"Bryllare of drynke, or schenkare: Bryllyn, or schenk drynke, propino: Bryllynge of drynke," &c.
Whilst on the subject of dialectical expressions, I would mention an obsolete term which has by some singular chance recently been revived, and is actually in daily use throughout England in the railway vocabulary—I mean the verb "to shunt." Nothing is more common than to see announced, that at a certain station the parliamentary "shunts" to let the Express pass; or to hear the order—"shunt that truck," push it aside, off the main line. In the curious ballad put forth in 1550, called "John Nobody" (Strype's Life of Cranmer, App. p. 138.), in derision of the Reformed church, the writer describes how, hearing the sound of a "synagogue," namely, a congregation of the new faith, he hid himself in alarm:
"The I drew me down into a dale, wheras the dumb deer
Did shiver for a shower, but I shunted from a freyke,
For I would no wight in this world wist who I were."

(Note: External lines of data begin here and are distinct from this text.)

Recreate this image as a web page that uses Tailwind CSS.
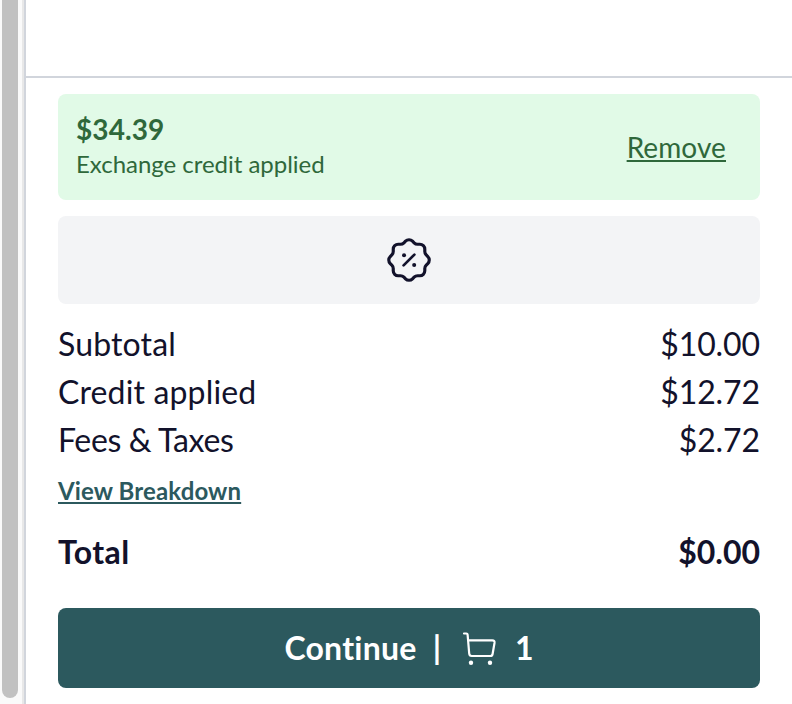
<!doctype html>
<html lang="en">
<head>
  <meta charset="utf-8"/>
  <meta name="viewport" content="width=device-width,initial-scale=1.0"/>
  <title>Cart Summary</title>
  <script src="https://cdn.jsdelivr.net/npm/@tailwindcss/browser@4"></script>
</head>
<body class="flex h-screen overflow-hidden bg-white font-['Lato',sans-serif] text-[#12122b] [font-variant-ligatures:none]">
  <!-- Scrollbar -->
  <div class="flex w-6 shrink-0 border-r-2 border-[#e8e8e8] bg-[#fafafa] pl-0.5">
    <div class="h-[698px] w-4 rounded-b-full bg-[#c1c1c1]"></div>
  </div>

  <!-- Cart panel -->
  <main class="flex flex-1 flex-col border-l-2 border-gray-300">
    <div class="h-[76px] shrink-0"></div>

    <div class="flex-1 border-t-2 border-gray-300 px-8 pt-4">
      <div class="flex h-[106px] items-center justify-between rounded-lg bg-[#e1fae7] pr-[34px] pl-[18px] text-[#2f683b]">
        <div>
          <p class="text-[28px] leading-9 font-bold tracking-[0.1px]">$34.39</p>
          <p class="pb-0.5 text-2xl leading-[34px] tracking-[-0.03px]">Exchange credit applied</p>
        </div>
        <button class="text-[28px] leading-10 tracking-[0.1px] underline decoration-2 underline-offset-2">Remove</button>
      </div>

      <!-- Discount code -->
      <button class="mt-4 flex h-[88px] w-full items-center justify-center rounded-lg bg-gray-100">
        <svg class="size-[54px]" viewBox="0 0 24 24" fill="none" stroke="currentColor" stroke-width="1.4" stroke-linecap="round" stroke-linejoin="round">
          <path d="M9.6 14.4l4.8-4.8" stroke-width="1.2"/>
          <circle cx="9.8" cy="9.9" r=".9" fill="currentColor" stroke="none"/>
          <circle cx="14.3" cy="14.2" r=".9" fill="currentColor" stroke="none"/>
          <path d="M5 7.2A2.2 2.2 0 0 1 7.2 5h1a2.2 2.2 0 0 0 1.55-.64l.7-.7a2.2 2.2 0 0 1 3.12 0l.7.7c.41.41.97.64 1.55.64h1a2.2 2.2 0 0 1 2.2 2.2v1c0 .58.23 1.14.64 1.55l.7.7a2.2 2.2 0 0 1 0 3.12l-.7.7a2.2 2.2 0 0 0-.64 1.55v1a2.2 2.2 0 0 1-2.2 2.2h-1a2.2 2.2 0 0 0-1.55.64l-.7.7a2.2 2.2 0 0 1-3.12 0l-.7-.7a2.2 2.2 0 0 0-1.55-.64h-1a2.2 2.2 0 0 1-2.2-2.2v-1a2.2 2.2 0 0 0-.64-1.55l-.7-.7a2.2 2.2 0 0 1 0-3.12l.7-.7A2.2 2.2 0 0 0 5 8.2z"/>
        </svg>
      </button>

      <!-- Totals -->
      <dl class="mt-4 text-[32px] leading-[48px]">
        <div class="flex justify-between"><dt class="tracking-[0.15px]">Subtotal</dt><dd class="tracking-[-0.1px]">$10.00</dd></div>
        <div class="flex justify-between"><dt class="tracking-[0.15px]">Credit applied</dt><dd class="tracking-[-0.1px]">$12.72</dd></div>
        <div class="flex justify-between"><dt class="tracking-[-0.35px]">Fees &amp; Taxes</dt><dd class="tracking-[-0.1px]">$2.72</dd></div>
      </dl>
      <a href="#" class="mt-[9px] block w-fit text-2xl leading-9 font-bold tracking-[0.12px] text-[#2c595e] underline decoration-2 underline-offset-2">View Breakdown</a>
      <div class="mt-[19px] flex justify-between text-[32px] leading-[48px] font-bold">
        <span class="tracking-[0.4px]">Total</span>
        <span>$0.00</span>
      </div>

      <button class="mt-8 flex h-20 w-full items-center justify-center rounded-lg bg-[#2c595e] text-[32px] leading-[48px] font-bold text-white">
        <span class="tracking-[0.25px]">Continue</span>
        <span class="ml-4">|</span>
        <svg class="ml-[19px] h-10 w-10" viewBox="0 0 40 40" fill="none" stroke="currentColor" stroke-width="2.2" stroke-linecap="round" stroke-linejoin="round">
          <path d="M4 5.5h2.3q1.2 0 1.3 1.2l1.6 18.8q.2 2.5 2.5 2.5h18.6q2 0 2.3-2l1.9-11q.4-2.7-2.2-2.7H8"/>
          <circle cx="11" cy="34.8" r="2.2" fill="currentColor" stroke="none"/>
          <circle cx="30" cy="34.8" r="2.2" fill="currentColor" stroke="none"/>
        </svg>
        <span class="ml-[15px]">1</span>
      </button>
    </div>
  </main>
</body>
</html>
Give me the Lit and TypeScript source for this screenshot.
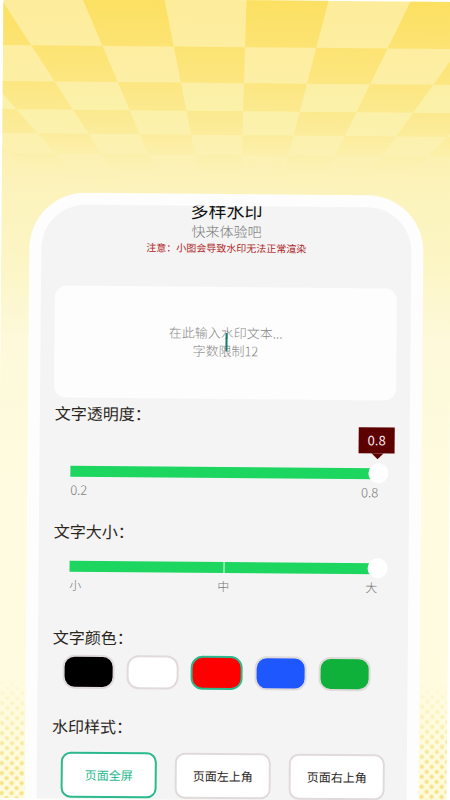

In the Townley Mysteries, Ascensio Domini, p. 303., the Virgin Mary calls upon St. John to protect her against the Jews,—
"Mi fleshe it qwakes, as lefe on lynde,
To shontt the shrowres sharper than thorne,"—
explained in the Glossary, "sconce or ward off." Sewel, in his English and Dutch Dictionary, 1766, gives—"to shunt (a country word for to shove), schuiven." I do not find "shunt," however, in the Provincial Glossaries: in some parts of the south, "to shun" is used in this sense. Thus, in an assault case at Reigate, I heard the complainant say of a man who had hustled him, "He kept shunning me along: sometimes he shunt me on the road," that is, pushed me off the footpath on to the highway.